• Exercise inputs:
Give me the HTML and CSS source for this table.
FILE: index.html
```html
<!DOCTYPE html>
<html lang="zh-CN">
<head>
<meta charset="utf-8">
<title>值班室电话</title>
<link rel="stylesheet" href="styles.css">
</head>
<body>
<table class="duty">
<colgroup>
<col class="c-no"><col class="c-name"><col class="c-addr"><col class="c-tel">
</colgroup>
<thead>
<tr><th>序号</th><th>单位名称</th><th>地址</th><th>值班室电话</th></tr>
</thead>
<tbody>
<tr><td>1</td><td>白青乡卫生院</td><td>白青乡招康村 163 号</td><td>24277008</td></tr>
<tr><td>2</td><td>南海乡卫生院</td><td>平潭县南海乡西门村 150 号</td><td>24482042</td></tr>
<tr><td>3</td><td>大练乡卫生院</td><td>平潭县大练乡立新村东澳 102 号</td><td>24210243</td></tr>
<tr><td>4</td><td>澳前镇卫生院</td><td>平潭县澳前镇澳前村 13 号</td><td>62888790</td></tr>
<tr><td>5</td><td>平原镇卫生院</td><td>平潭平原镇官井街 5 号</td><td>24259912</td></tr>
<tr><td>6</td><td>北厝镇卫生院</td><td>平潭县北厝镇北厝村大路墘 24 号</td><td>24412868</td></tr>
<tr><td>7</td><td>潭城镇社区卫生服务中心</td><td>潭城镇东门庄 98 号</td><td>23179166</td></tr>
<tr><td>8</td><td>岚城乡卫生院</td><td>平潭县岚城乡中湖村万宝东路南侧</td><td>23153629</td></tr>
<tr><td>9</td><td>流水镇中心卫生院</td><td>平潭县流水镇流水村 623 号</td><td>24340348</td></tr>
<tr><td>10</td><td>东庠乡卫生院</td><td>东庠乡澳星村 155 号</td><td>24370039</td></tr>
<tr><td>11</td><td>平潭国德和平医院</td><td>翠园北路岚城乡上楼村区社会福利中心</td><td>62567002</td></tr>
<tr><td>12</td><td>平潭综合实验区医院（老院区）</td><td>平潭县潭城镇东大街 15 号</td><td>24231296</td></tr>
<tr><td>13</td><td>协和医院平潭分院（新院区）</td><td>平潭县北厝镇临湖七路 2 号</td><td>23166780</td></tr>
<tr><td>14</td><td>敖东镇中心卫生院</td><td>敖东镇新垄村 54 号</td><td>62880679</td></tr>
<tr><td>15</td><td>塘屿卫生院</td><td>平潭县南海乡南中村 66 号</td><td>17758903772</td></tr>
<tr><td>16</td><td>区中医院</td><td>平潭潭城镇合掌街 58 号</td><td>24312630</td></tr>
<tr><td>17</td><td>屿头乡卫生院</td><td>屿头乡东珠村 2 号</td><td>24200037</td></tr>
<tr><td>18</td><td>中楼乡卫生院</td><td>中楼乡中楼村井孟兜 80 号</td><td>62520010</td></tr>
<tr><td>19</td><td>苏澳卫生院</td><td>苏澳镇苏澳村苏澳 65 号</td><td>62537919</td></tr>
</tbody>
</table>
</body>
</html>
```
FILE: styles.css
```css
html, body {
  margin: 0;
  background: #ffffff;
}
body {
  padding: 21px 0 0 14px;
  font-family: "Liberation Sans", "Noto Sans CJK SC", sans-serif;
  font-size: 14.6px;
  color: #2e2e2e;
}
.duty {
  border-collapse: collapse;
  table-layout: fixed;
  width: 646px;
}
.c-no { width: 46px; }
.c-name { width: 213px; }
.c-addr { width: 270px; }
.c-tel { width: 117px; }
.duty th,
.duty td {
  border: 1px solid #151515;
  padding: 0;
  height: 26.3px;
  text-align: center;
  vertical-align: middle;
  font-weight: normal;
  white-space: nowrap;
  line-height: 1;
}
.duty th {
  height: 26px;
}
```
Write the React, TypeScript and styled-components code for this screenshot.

• The exercise: Return all the data above once more, precisely as given.

• The solution:
Give me the HTML and CSS source for this table.
FILE: index.html
```html
<!DOCTYPE html>
<html lang="zh-CN">
<head>
<meta charset="utf-8">
<title>值班室电话</title>
<link rel="stylesheet" href="styles.css">
</head>
<body>
<table class="duty">
<colgroup>
<col class="c-no"><col class="c-name"><col class="c-addr"><col class="c-tel">
</colgroup>
<thead>
<tr><th>序号</th><th>单位名称</th><th>地址</th><th>值班室电话</th></tr>
</thead>
<tbody>
<tr><td>1</td><td>白青乡卫生院</td><td>白青乡招康村 163 号</td><td>24277008</td></tr>
<tr><td>2</td><td>南海乡卫生院</td><td>平潭县南海乡西门村 150 号</td><td>24482042</td></tr>
<tr><td>3</td><td>大练乡卫生院</td><td>平潭县大练乡立新村东澳 102 号</td><td>24210243</td></tr>
<tr><td>4</td><td>澳前镇卫生院</td><td>平潭县澳前镇澳前村 13 号</td><td>62888790</td></tr>
<tr><td>5</td><td>平原镇卫生院</td><td>平潭平原镇官井街 5 号</td><td>24259912</td></tr>
<tr><td>6</td><td>北厝镇卫生院</td><td>平潭县北厝镇北厝村大路墘 24 号</td><td>24412868</td></tr>
<tr><td>7</td><td>潭城镇社区卫生服务中心</td><td>潭城镇东门庄 98 号</td><td>23179166</td></tr>
<tr><td>8</td><td>岚城乡卫生院</td><td>平潭县岚城乡中湖村万宝东路南侧</td><td>23153629</td></tr>
<tr><td>9</td><td>流水镇中心卫生院</td><td>平潭县流水镇流水村 623 号</td><td>24340348</td></tr>
<tr><td>10</td><td>东庠乡卫生院</td><td>东庠乡澳星村 155 号</td><td>24370039</td></tr>
<tr><td>11</td><td>平潭国德和平医院</td><td>翠园北路岚城乡上楼村区社会福利中心</td><td>62567002</td></tr>
<tr><td>12</td><td>平潭综合实验区医院（老院区）</td><td>平潭县潭城镇东大街 15 号</td><td>24231296</td></tr>
<tr><td>13</td><td>协和医院平潭分院（新院区）</td><td>平潭县北厝镇临湖七路 2 号</td><td>23166780</td></tr>
<tr><td>14</td><td>敖东镇中心卫生院</td><td>敖东镇新垄村 54 号</td><td>62880679</td></tr>
<tr><td>15</td><td>塘屿卫生院</td><td>平潭县南海乡南中村 66 号</td><td>17758903772</td></tr>
<tr><td>16</td><td>区中医院</td><td>平潭潭城镇合掌街 58 号</td><td>24312630</td></tr>
<tr><td>17</td><td>屿头乡卫生院</td><td>屿头乡东珠村 2 号</td><td>24200037</td></tr>
<tr><td>18</td><td>中楼乡卫生院</td><td>中楼乡中楼村井孟兜 80 号</td><td>62520010</td></tr>
<tr><td>19</td><td>苏澳卫生院</td><td>苏澳镇苏澳村苏澳 65 号</td><td>62537919</td></tr>
</tbody>
</table>
</body>
</html>
```
FILE: styles.css
```css
html, body {
  margin: 0;
  background: #ffffff;
}
body {
  padding: 21px 0 0 14px;
  font-family: "Liberation Sans", "Noto Sans CJK SC", sans-serif;
  font-size: 14.6px;
  color: #2e2e2e;
}
.duty {
  border-collapse: collapse;
  table-layout: fixed;
  width: 646px;
}
.c-no { width: 46px; }
.c-name { width: 213px; }
.c-addr { width: 270px; }
.c-tel { width: 117px; }
.duty th,
.duty td {
  border: 1px solid #151515;
  padding: 0;
  height: 26.3px;
  text-align: center;
  vertical-align: middle;
  font-weight: normal;
  white-space: nowrap;
  line-height: 1;
}
.duty th {
  height: 26px;
}
```
Write the React, TypeScript and styled-components code for this screenshot.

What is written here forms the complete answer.